After sitting idle for over a decade, the plot, which had become a dumping ground for garbage and out-of-service construction equipment, has finally received some attention as part of an initiative forwarded by Senator Tony Avella and Peter Brancazio of the North East Flushing Civic Association, who hope to convert the derelict property into something of use for the community.

“I am extremely pleased that we were able to work with the city to put enough pressure on the owner to get him to take action,” said Avella.

In January, Avella’s representatives told The Courier that the property’s owner, 2431 Francis Lewis LLC, had failed to pay property taxes since October of 2009, therefore including the property under a list of tax liens — allowing the Department of Finances (DOF) to put the property up for sale. Avella’s representatives alleged that the DOF received a check for $9,772.11 from the property owner on August 3 that later bounced.

Councilmember Daniel Halloran has also remained outspoken about the ongoing project. He alleged that the owner skated fines for inadequate fencing several times in the past by patching parts with plywood when facing a penalty.

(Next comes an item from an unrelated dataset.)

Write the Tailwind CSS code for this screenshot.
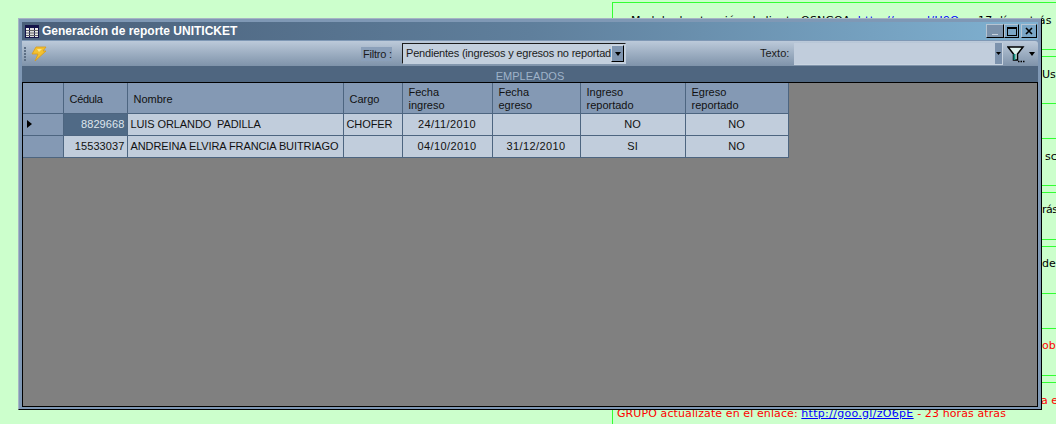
<!DOCTYPE html>
<html lang="en">
  <head>
    <meta charset="UTF-8" />
    <title>Generación de reporte UNITICKET</title>
    <script src="https://cdn.jsdelivr.net/npm/@tailwindcss/browser@4"></script>
  </head>
  <body class="relative w-[1056px] h-[424px] overflow-hidden bg-[#ccffcc] font-['DejaVu_Sans',sans-serif]">
    <!-- Page behind the window -->
    <div class="absolute left-[612px] top-[2px] w-[444px] h-px bg-[#33ff33]"></div>
    <div class="absolute left-[612px] top-[2px] w-px h-[422px] bg-[#33ff33]"></div>
    <div class="absolute left-[1042px] top-[49px] w-[14px] h-px bg-[#33ff33]"></div>
    <div class="absolute left-[1042px] top-[56px] w-[14px] h-px bg-[#33ff33]"></div>
    <div class="absolute left-[1042px] top-[103px] w-[14px] h-px bg-[#33ff33]"></div>
    <div class="absolute left-[1042px] top-[138px] w-[14px] h-px bg-[#33ff33]"></div>
    <div class="absolute left-[1042px] top-[185px] w-[14px] h-px bg-[#33ff33]"></div>
    <div class="absolute left-[1042px] top-[192px] w-[14px] h-px bg-[#33ff33]"></div>
    <div class="absolute left-[1042px] top-[239px] w-[14px] h-px bg-[#33ff33]"></div>
    <div class="absolute left-[1042px] top-[246px] w-[14px] h-px bg-[#33ff33]"></div>
    <div class="absolute left-[1042px] top-[293px] w-[14px] h-px bg-[#33ff33]"></div>
    <div class="absolute left-[1042px] top-[328px] w-[14px] h-px bg-[#33ff33]"></div>
    <div class="absolute left-[1042px] top-[375px] w-[14px] h-px bg-[#33ff33]"></div>
    <div class="absolute left-[1042px] top-[382px] w-[14px] h-px bg-[#33ff33]"></div>

    <p class="absolute left-[631px] top-[14px] whitespace-nowrap text-[11px] leading-[13px] tracking-[0.15px] text-black">Modulo de atención al cliente OSNGOA: <span class="text-[#0000ff] underline tracking-[0.4px]">http://goo.gl/U9Q</span>&nbsp;&nbsp;-&nbsp;&nbsp;17 días atrás</p>
    <p class="absolute left-[1042px] top-[68px] text-[11px] leading-[13px] text-black">Us</p>
    <p class="absolute left-[1045px] top-[150px] text-[11px] leading-[13px] text-black">sc</p>
    <p class="absolute left-[1042px] top-[203px] whitespace-nowrap text-[11px] leading-[13px] tracking-[-0.5px] text-black">rás</p>
    <p class="absolute left-[1042px] top-[257px] text-[11px] leading-[13px] text-black">de</p>
    <p class="absolute left-[1042px] top-[339px] text-[11px] leading-[13px] text-[#ff0000]">ob</p>
    <p class="absolute left-[1041px] top-[394px] whitespace-nowrap text-[11px] leading-[13px] text-[#ff0000]">a e</p>
    <p class="absolute left-[617px] top-[407px] whitespace-nowrap text-[11px] leading-[13px] tracking-[0.1px] text-[#ff0000]">GRUPO actualízate en el enlace: <span class="text-[#0000ff] underline tracking-[0.3px]">http://goo.gl/zO6pE</span> - 23 horas atras</p>

    <!-- Window -->
    <div class="absolute left-[18px] top-[18px] w-[1024px] h-[392px] flex flex-col bg-[#7f98b5] border border-t-[#a7b5c4] border-l-[#a7b5c4] border-r-black border-b-black pt-[3px] px-[3px] pb-[2px] font-['Liberation_Sans',sans-serif]">
      <!-- Title bar -->
      <div class="h-[18px] shrink-0 flex items-center pl-[3px] pr-[1px] bg-gradient-to-r from-[#4a607a] via-[#5f7f9c] to-[#80b2d2]">
        <svg class="w-[14px] h-[13px] shrink-0" viewBox="0 0 14 13">
          <rect width="14" height="13" fill="#14144a" />
          <rect x="1" y="3" width="3" height="9" fill="#eee" />
          <rect x="5" y="3" width="4" height="9" fill="#ddd" />
          <rect x="10" y="3" width="3" height="9" fill="#eee" />
          <path d="M1 5.5h12M1 8h12M1 10.5h12" stroke="#666" stroke-width="1" />
        </svg>
        <span class="ml-[3px] text-[12px] font-bold text-white whitespace-nowrap">Generación de reporte UNITICKET</span>
        <div class="ml-auto flex gap-0">
          <button class="w-[18px] h-[14px] flex items-end justify-center pb-[2px] bg-[#7b92ab] border border-[#b6c4d2] border-r-black border-b-black">
            <span class="block w-[6px] h-px bg-[#c8d2dc]"></span>
          </button>
          <button class="w-[15px] h-[14px] flex items-center justify-center bg-[#7aa6c6] border border-[#b6c4d2] border-r-black border-b-black">
            <span class="block w-[10px] h-[9px] border border-t-2 border-black"></span>
          </button>
          <button class="ml-[2px] w-[16px] h-[14px] flex items-center justify-center bg-[#7aa6c6] border border-[#b6c4d2] border-r-black border-b-black">
            <svg class="w-[8px] h-[8px]" viewBox="0 0 8 8"><path d="M1 1l6 6M7 1L1 7" stroke="#000" stroke-width="1.6" /></svg>
          </button>
        </div>
      </div>

      <!-- Toolbar -->
      <div class="mt-px h-[25px] shrink-0 flex items-center relative rounded-tr-[3px] bg-gradient-to-b from-[#bccada] to-[#7f93aa] text-[11px] text-[#1b1b1b]">
        <div class="ml-[2px] flex flex-col gap-px">
          <span class="block w-[2px] h-[2px] bg-[#5d6f85]"></span>
          <span class="block w-[2px] h-[2px] bg-[#5d6f85]"></span>
          <span class="block w-[2px] h-[2px] bg-[#5d6f85]"></span>
          <span class="block w-[2px] h-[2px] bg-[#5d6f85]"></span>
          <span class="block w-[2px] h-[2px] bg-[#5d6f85]"></span>
        </div>
        <svg class="ml-[5px] w-[16px] h-[18px]" viewBox="0 0 16 18">
          <path d="M5 2h10l-3 4h3L4 16l3-7H1z" fill="#f3c12f" stroke="#d99b16" stroke-width="0.8" />
          <path d="M6 4h5L8 7" fill="#fbe68b" />
        </svg>
        <span class="ml-[314px] w-[31px] pl-[2px] whitespace-nowrap leading-[14px] tracking-[-0.2px] bg-[#8ba0ba]">Filtro :</span>
        <div class="ml-[10px] w-[224px] h-[21px] flex items-stretch bg-[#c3cfdd] border border-[#1c1c1c] border-r-[#c3cfdd] border-b-[#c3cfdd]">
          <span class="flex-1 overflow-hidden whitespace-nowrap pl-[3px] leading-[18px] text-[11px] tracking-[-0.2px]">Pendientes (ingresos y egresos no reportados)</span>
          <span class="w-[13px] h-[17px] mr-[1px] mt-px flex items-center justify-center bg-[#7f95b0] border border-[#cfd8e2] border-r-black border-b-black">
            <svg class="w-[6px] h-[4px]" viewBox="0 0 6 4"><path d="M0 0h6L3 4z" fill="#000" /></svg>
          </span>
        </div>
        <span class="ml-[134px] w-[30px] whitespace-nowrap">Texto:</span>
        <div class="ml-[4px] w-[209px] h-[22px] flex bg-[#c1cddc] border-r border-b border-[#c9d4e0]">
          <span class="flex-1"></span>
          <span class="w-[7px] flex items-center justify-center bg-[#7c92ad]">
            <svg class="w-[5px] h-[3px]" viewBox="0 0 5 3"><path d="M0 0h5L2.5 3z" fill="#000" /></svg>
          </span>
        </div>
        <svg class="ml-[4px] w-[18px] h-[18px]" viewBox="0 0 18 18">
          <path d="M1 2h15l-5.500 7v6h-4V9z" fill="#dff2ee" stroke="#000" stroke-width="1.500" />
          <path d="M6.500 9h2v6h-2z" fill="#0f8f7f" />
          <path d="M11 16.500h1.500M13.500 16.500h1.500M16 16.500h1.500" stroke="#000" stroke-width="1.500" />
        </svg>
        <svg class="ml-[4px] w-[6px] h-[4px]" viewBox="0 0 6 4"><path d="M0 0h6L3 4z" fill="#000" /></svg>
      </div>

      <!-- Section band -->
      <div class="h-[16px] shrink-0 overflow-hidden bg-[#4f6680] text-center text-[11px] leading-[21px] text-[#9fb3c9]">EMPLEADOS</div>

      <!-- Grid -->
      <div class="flex-1 bg-[#808080] border border-black overflow-hidden">
        <table class="table-fixed border-collapse text-[11px] text-[#111] w-[765px]">
          <colgroup>
            <col class="w-[40px]" /><col class="w-[64px]" /><col class="w-[216px]" /><col class="w-[59px]" /><col class="w-[90px]" /><col class="w-[88px]" /><col class="w-[105px]" /><col class="w-[103px]" />
          </colgroup>
          <thead>
            <tr class="h-[30px] bg-[#8499b4] text-left font-normal leading-[13px]">
              <th class="border border-t-0 border-l-0 border-[#4d6580] font-normal"></th>
              <th class="border border-t-0 border-[#4d6580] font-normal pl-[6px] pt-[3px] tracking-[-0.3px]">Cédula</th>
              <th class="border border-t-0 border-[#4d6580] font-normal pl-[6px] pt-[3px]">Nombre</th>
              <th class="border border-t-0 border-[#4d6580] font-normal pl-[6px] pt-[3px]">Cargo</th>
              <th class="border border-t-0 border-[#4d6580] font-normal pl-[6px] pt-[2px]">Fecha<br />ingreso</th>
              <th class="border border-t-0 border-[#4d6580] font-normal pl-[6px] pt-[2px]">Fecha<br />egreso</th>
              <th class="border border-t-0 border-[#4d6580] font-normal pl-[6px] pt-[2px]">Ingreso<br />reportado</th>
              <th class="border border-t-0 border-[#4d6580] font-normal pl-[6px] pt-[2px]">Egreso<br />reportado</th>
            </tr>
          </thead>
          <tbody class="bg-[#c1cddc]">
            <tr class="h-[22px]">
              <td class="border border-l-0 border-[#4d6580] bg-[#8499b4] pl-[4px]">
                <svg class="w-[5px] h-[8px]" viewBox="0 0 5 8"><path d="M0 0l5 4-5 4z" fill="#000" /></svg>
              </td>
              <td class="border border-[#4d6580] bg-[#506a86] text-right pr-[2px] tracking-[0.1px] text-[#dfe6ee]">8829668</td>
              <td class="border border-[#4d6580] pl-[3px] whitespace-nowrap tracking-[-0.1px]">LUIS ORLANDO&nbsp; PADILLA</td>
              <td class="border border-[#4d6580] pl-[3px] tracking-[-0.1px]">CHOFER</td>
              <td class="border border-[#4d6580] text-center tracking-[0.4px]">24/11/2010</td>
              <td class="border border-[#4d6580] text-center"></td>
              <td class="border border-[#4d6580] text-center">NO</td>
              <td class="border border-[#4d6580] text-center">NO</td>
            </tr>
            <tr class="h-[22px]">
              <td class="border border-l-0 border-[#4d6580] bg-[#8499b4]"></td>
              <td class="border border-[#4d6580] text-right pr-[2px] tracking-[0.1px]">15533037</td>
              <td class="border border-[#4d6580] pl-[3px] whitespace-nowrap tracking-[-0.1px]">ANDREINA ELVIRA FRANCIA BUITRIAGO</td>
              <td class="border border-[#4d6580]"></td>
              <td class="border border-[#4d6580] text-center tracking-[0.4px]">04/10/2010</td>
              <td class="border border-[#4d6580] text-center tracking-[0.4px]">31/12/2010</td>
              <td class="border border-[#4d6580] text-center">SI</td>
              <td class="border border-[#4d6580] text-center">NO</td>
            </tr>
          </tbody>
        </table>
      </div>
    </div>
  </body>
</html>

“The truck, debris and kitchen sink are gone. However, our work here is not done,” said Avella. “Now we need to focus of getting the fence removed and clearing the weeds and turning that lot into something appealing to the community.”

On February 10, Avella and Brancazio met with representatives from the DOF, Department of Buildings (DOB), Fire Department of New York (FDNY) and Department of Sanitations (DSNY) to discuss the abandoned lot. Since the group met, the FDNY has issued a Notice of Violation for the trash on the site and the DOB has transferred the lot to the Padlock Enforcement Unit. Shortly thereafter, the owner cleared the lot.